──────── Input

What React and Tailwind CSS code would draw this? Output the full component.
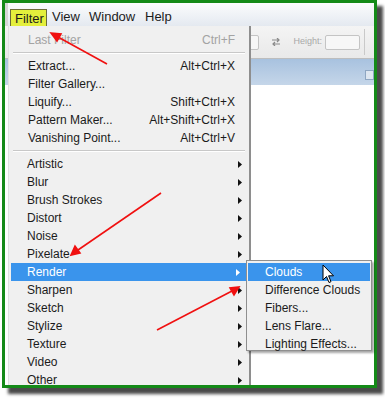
import React from 'react';

const FONT = { fontFamily: '"Liberation Sans", Arial, sans-serif' };

const topItems = [
  { label: 'Last Filter', key: 'Ctrl+F', disabled: true },
  'sep',
  { label: 'Extract...', key: 'Alt+Ctrl+X' },
  { label: 'Filter Gallery...' },
  { label: 'Liquify...', key: 'Shift+Ctrl+X' },
  { label: 'Pattern Maker...', key: 'Alt+Shift+Ctrl+X' },
  { label: 'Vanishing Point...', key: 'Alt+Ctrl+V' },
  'sep',
];

const subMenus = [
  'Artistic', 'Blur', 'Brush Strokes', 'Distort', 'Noise', 'Pixelate', 'Render',
  'Sharpen', 'Sketch', 'Stylize', 'Texture', 'Video', 'Other',
];

const renderItems = ['Clouds', 'Difference Clouds', 'Fibers...', 'Lens Flare...', 'Lighting Effects...'];

function Arrow({ color = '#111' }) {
  return (
    <svg width="4" height="7" viewBox="0 0 4 7" className="absolute right-[7px] top-[6px]">
      <path d="M0 0 L4 3.5 L0 7 Z" fill={color} />
    </svg>
  );
}

function MenuRow({ item }) {
  return (
    <div className="relative h-[18px] flex items-center justify-between pl-[19px] pr-[14px]">
      <span className={item.disabled ? 'text-[#a3a3a3]' : 'text-[#1b1b1b]'}>{item.label}</span>
      {item.key && (
        <span className={item.disabled ? 'text-[#a3a3a3]' : 'text-[#1b1b1b]'}>{item.key}</span>
      )}
    </div>
  );
}

function Separator() {
  return (
    <div className="h-[8px] flex flex-col justify-center px-[4px]">
      <div className="h-px bg-[#c8c8c8]" />
      <div className="h-px bg-white" />
    </div>
  );
}

export default function App() {
  return (
    <div className="relative w-[385px] h-[400px] bg-white overflow-hidden text-[12px]" style={FONT}>
      {/* framed screenshot */}
      <div className="ml-[2px] w-[375px] h-[388px] border-[3px] border-[#148a18] shadow-[6px_6px_3px_#4a4a4a] flex flex-col bg-white">
        {/* menubar */}
        <div className="h-[23px] bg-gradient-to-b from-[#fbfcfd] to-[#e4e9f0] flex items-end text-[13px] text-[#1b1b1b] border-l-[3px] border-[#d6d6d6]">
          <div className="ml-[2px] mb-[-1px] w-[37px] h-[18px] bg-[#e4ef3c] border border-[#6c6c3a] pl-[4px] leading-[17px]">
            Filter
          </div>
          <div className="ml-[5px] w-[37px] h-[18px] leading-[18px]">View</div>
          <div className="w-[56px] h-[18px] leading-[18px]">Window</div>
          <div className="h-[18px] leading-[18px]">Help</div>
        </div>
        {/* toolbar */}
        <div className="h-[33px] bg-gradient-to-b from-[#f4f4f4] to-[#e9e9e9] border-b border-[#bdbdbd] flex items-center justify-end pr-[9px] text-[9px] text-[#a8a8a8]">
          <div className="w-[20px] h-[15px] border border-[#c4c4c4] bg-[#f7f7f7] rounded-[2px] mr-[12px]" />
          <svg width="10" height="8" viewBox="0 0 10 8" className="mr-[12px]">
            <path d="M1 2 H8 M6 0 L8 2 L6 4 M9 6 H2 M4 4 L2 6 L4 8" stroke="#8a8a8a" strokeWidth="1.2" fill="none" />
          </svg>
          <span className="mr-[3px]">Height:</span>
          <div className="w-[35px] h-[15px] border border-[#c4c4c4] bg-[#f7f7f7] rounded-[2px]" />
          <div className="ml-[4px] w-px h-[26px] bg-[#c9c9c9]" />
        </div>
        {/* doc tab strip */}
        <div className="h-[26px] bg-gradient-to-b from-[#a8c2df] to-[#c5d6e9] flex items-center justify-end">
          <div className="w-[9px] h-[10px] bg-[#dde6f0] border border-[#8ea6c2] mt-[6px]" />
        </div>
        <div className="flex-1 bg-white" />
      </div>

      {/* Filter dropdown */}
      <div className="absolute left-[8px] top-[26px] w-[243px] h-[359px] bg-[#f0f0f0] border-l border-[#e0e0e0] border-r-2 border-r-[#8e8e8e] pt-[5px]">
        {topItems.map((item, i) =>
          item === 'sep' ? <Separator key={i} /> : <MenuRow key={i} item={item} />
        )}
        {subMenus.map((label) => {
          const active = label === 'Render';
          return (
            <div
              key={label}
              className={`relative h-[18px] flex items-center ${active ? 'bg-[#3a94ec] text-white mx-[2px] pl-[16px]' : 'text-[#1b1b1b] pl-[18px]'}`}
            >
              <span>{label}</span>
              <Arrow color={active ? '#ffffff' : '#111111'} />
            </div>
          );
        })}
      </div>

      {/* Render submenu */}
      <div className="absolute left-[246px] top-[260px] w-[126px] h-[91px] bg-[#f0f0f0] border border-[#8f8f8f] shadow-[2px_2px_2px_rgba(0,0,0,0.35)] pt-[2px] px-[1px]">
        {renderItems.map((label, i) => (
          <div
            key={label}
            className={`h-[18px] flex items-center pl-[17px] ${i === 0 ? 'bg-[#3a94ec] text-white' : 'text-[#1b1b1b]'}`}
          >
            {label}
          </div>
        ))}
      </div>

      {/* mouse cursor */}
      <svg width="13" height="20" viewBox="0 0 13 20" className="absolute left-[322px] top-[264px]">
        <path d="M1 1 L1 16 L4.5 12.5 L7 18.5 L9 17.7 L6.6 11.8 L11.5 11.8 Z" fill="#ffffff" stroke="#000" strokeWidth="1" strokeLinejoin="round" />
      </svg>

      {/* red annotation arrows */}
      <svg width="385" height="400" viewBox="0 0 385 400" className="absolute left-0 top-0 pointer-events-none">
        <g stroke="#f01010" strokeWidth="1.6" fill="#f01010">
          <line x1="107" y1="64" x2="58" y2="37" />
          <path d="M51 33 L61 34 L57 41 Z" />
          <line x1="161" y1="193" x2="78" y2="250" />
          <path d="M71 255 L75 246 L80 253 Z" />
          <line x1="157" y1="330" x2="232" y2="291" />
          <path d="M239 287 L234 295 L230 288 Z" />
        </g>
      </svg>
    </div>
  );
}
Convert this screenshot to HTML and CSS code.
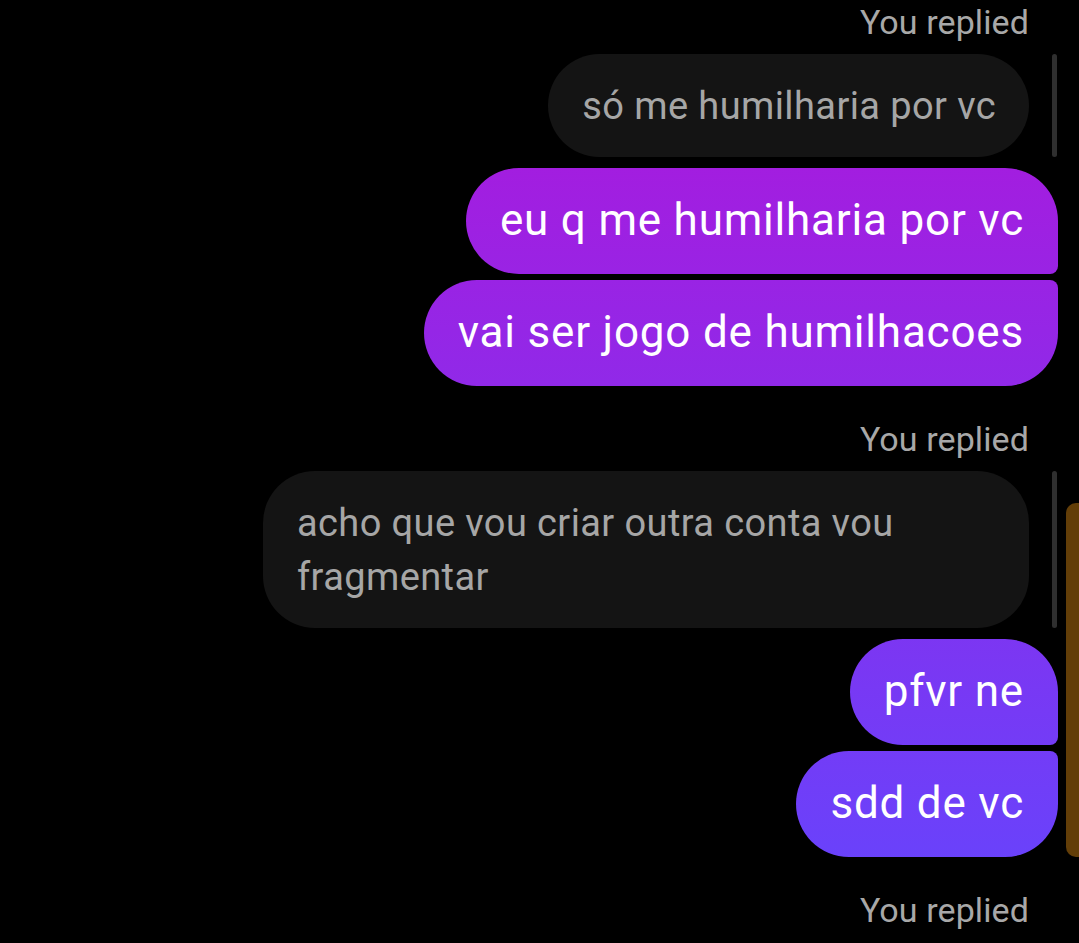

────────────────

• [The request] Pictures are excluded; copy all other data exactly as shown.

• [Solution]
What React and Tailwind CSS code would draw this? Output the full component.
import React from 'react';

const FONT = { fontFamily: '"Liberation Sans", Arial, sans-serif' };

const topItems = [
  { label: 'Last Filter', key: 'Ctrl+F', disabled: true },
  'sep',
  { label: 'Extract...', key: 'Alt+Ctrl+X' },
  { label: 'Filter Gallery...' },
  { label: 'Liquify...', key: 'Shift+Ctrl+X' },
  { label: 'Pattern Maker...', key: 'Alt+Shift+Ctrl+X' },
  { label: 'Vanishing Point...', key: 'Alt+Ctrl+V' },
  'sep',
];

const subMenus = [
  'Artistic', 'Blur', 'Brush Strokes', 'Distort', 'Noise', 'Pixelate', 'Render',
  'Sharpen', 'Sketch', 'Stylize', 'Texture', 'Video', 'Other',
];

const renderItems = ['Clouds', 'Difference Clouds', 'Fibers...', 'Lens Flare...', 'Lighting Effects...'];

function Arrow({ color = '#111' }) {
  return (
    <svg width="4" height="7" viewBox="0 0 4 7" className="absolute right-[7px] top-[6px]">
      <path d="M0 0 L4 3.5 L0 7 Z" fill={color} />
    </svg>
  );
}

function MenuRow({ item }) {
  return (
    <div className="relative h-[18px] flex items-center justify-between pl-[19px] pr-[14px]">
      <span className={item.disabled ? 'text-[#a3a3a3]' : 'text-[#1b1b1b]'}>{item.label}</span>
      {item.key && (
        <span className={item.disabled ? 'text-[#a3a3a3]' : 'text-[#1b1b1b]'}>{item.key}</span>
      )}
    </div>
  );
}

function Separator() {
  return (
    <div className="h-[8px] flex flex-col justify-center px-[4px]">
      <div className="h-px bg-[#c8c8c8]" />
      <div className="h-px bg-white" />
    </div>
  );
}

export default function App() {
  return (
    <div className="relative w-[385px] h-[400px] bg-white overflow-hidden text-[12px]" style={FONT}>
      {/* framed screenshot */}
      <div className="ml-[2px] w-[375px] h-[388px] border-[3px] border-[#148a18] shadow-[6px_6px_3px_#4a4a4a] flex flex-col bg-white">
        {/* menubar */}
        <div className="h-[23px] bg-gradient-to-b from-[#fbfcfd] to-[#e4e9f0] flex items-end text-[13px] text-[#1b1b1b] border-l-[3px] border-[#d6d6d6]">
          <div className="ml-[2px] mb-[-1px] w-[37px] h-[18px] bg-[#e4ef3c] border border-[#6c6c3a] pl-[4px] leading-[17px]">
            Filter
          </div>
          <div className="ml-[5px] w-[37px] h-[18px] leading-[18px]">View</div>
          <div className="w-[56px] h-[18px] leading-[18px]">Window</div>
          <div className="h-[18px] leading-[18px]">Help</div>
        </div>
        {/* toolbar */}
        <div className="h-[33px] bg-gradient-to-b from-[#f4f4f4] to-[#e9e9e9] border-b border-[#bdbdbd] flex items-center justify-end pr-[9px] text-[9px] text-[#a8a8a8]">
          <div className="w-[20px] h-[15px] border border-[#c4c4c4] bg-[#f7f7f7] rounded-[2px] mr-[12px]" />
          <svg width="10" height="8" viewBox="0 0 10 8" className="mr-[12px]">
            <path d="M1 2 H8 M6 0 L8 2 L6 4 M9 6 H2 M4 4 L2 6 L4 8" stroke="#8a8a8a" strokeWidth="1.2" fill="none" />
          </svg>
          <span className="mr-[3px]">Height:</span>
          <div className="w-[35px] h-[15px] border border-[#c4c4c4] bg-[#f7f7f7] rounded-[2px]" />
          <div className="ml-[4px] w-px h-[26px] bg-[#c9c9c9]" />
        </div>
        {/* doc tab strip */}
        <div className="h-[26px] bg-gradient-to-b from-[#a8c2df] to-[#c5d6e9] flex items-center justify-end">
          <div className="w-[9px] h-[10px] bg-[#dde6f0] border border-[#8ea6c2] mt-[6px]" />
        </div>
        <div className="flex-1 bg-white" />
      </div>

      {/* Filter dropdown */}
      <div className="absolute left-[8px] top-[26px] w-[243px] h-[359px] bg-[#f0f0f0] border-l border-[#e0e0e0] border-r-2 border-r-[#8e8e8e] pt-[5px]">
        {topItems.map((item, i) =>
          item === 'sep' ? <Separator key={i} /> : <MenuRow key={i} item={item} />
        )}
        {subMenus.map((label) => {
          const active = label === 'Render';
          return (
            <div
              key={label}
              className={`relative h-[18px] flex items-center ${active ? 'bg-[#3a94ec] text-white mx-[2px] pl-[16px]' : 'text-[#1b1b1b] pl-[18px]'}`}
            >
              <span>{label}</span>
              <Arrow color={active ? '#ffffff' : '#111111'} />
            </div>
          );
        })}
      </div>

      {/* Render submenu */}
      <div className="absolute left-[246px] top-[260px] w-[126px] h-[91px] bg-[#f0f0f0] border border-[#8f8f8f] shadow-[2px_2px_2px_rgba(0,0,0,0.35)] pt-[2px] px-[1px]">
        {renderItems.map((label, i) => (
          <div
            key={label}
            className={`h-[18px] flex items-center pl-[17px] ${i === 0 ? 'bg-[#3a94ec] text-white' : 'text-[#1b1b1b]'}`}
          >
            {label}
          </div>
        ))}
      </div>

      {/* mouse cursor */}
      <svg width="13" height="20" viewBox="0 0 13 20" className="absolute left-[322px] top-[264px]">
        <path d="M1 1 L1 16 L4.5 12.5 L7 18.5 L9 17.7 L6.6 11.8 L11.5 11.8 Z" fill="#ffffff" stroke="#000" strokeWidth="1" strokeLinejoin="round" />
      </svg>

      {/* red annotation arrows */}
      <svg width="385" height="400" viewBox="0 0 385 400" className="absolute left-0 top-0 pointer-events-none">
        <g stroke="#f01010" strokeWidth="1.6" fill="#f01010">
          <line x1="107" y1="64" x2="58" y2="37" />
          <path d="M51 33 L61 34 L57 41 Z" />
          <line x1="161" y1="193" x2="78" y2="250" />
          <path d="M71 255 L75 246 L80 253 Z" />
          <line x1="157" y1="330" x2="232" y2="291" />
          <path d="M239 287 L234 295 L230 288 Z" />
        </g>
      </svg>
    </div>
  );
}
Convert this screenshot to HTML and CSS code.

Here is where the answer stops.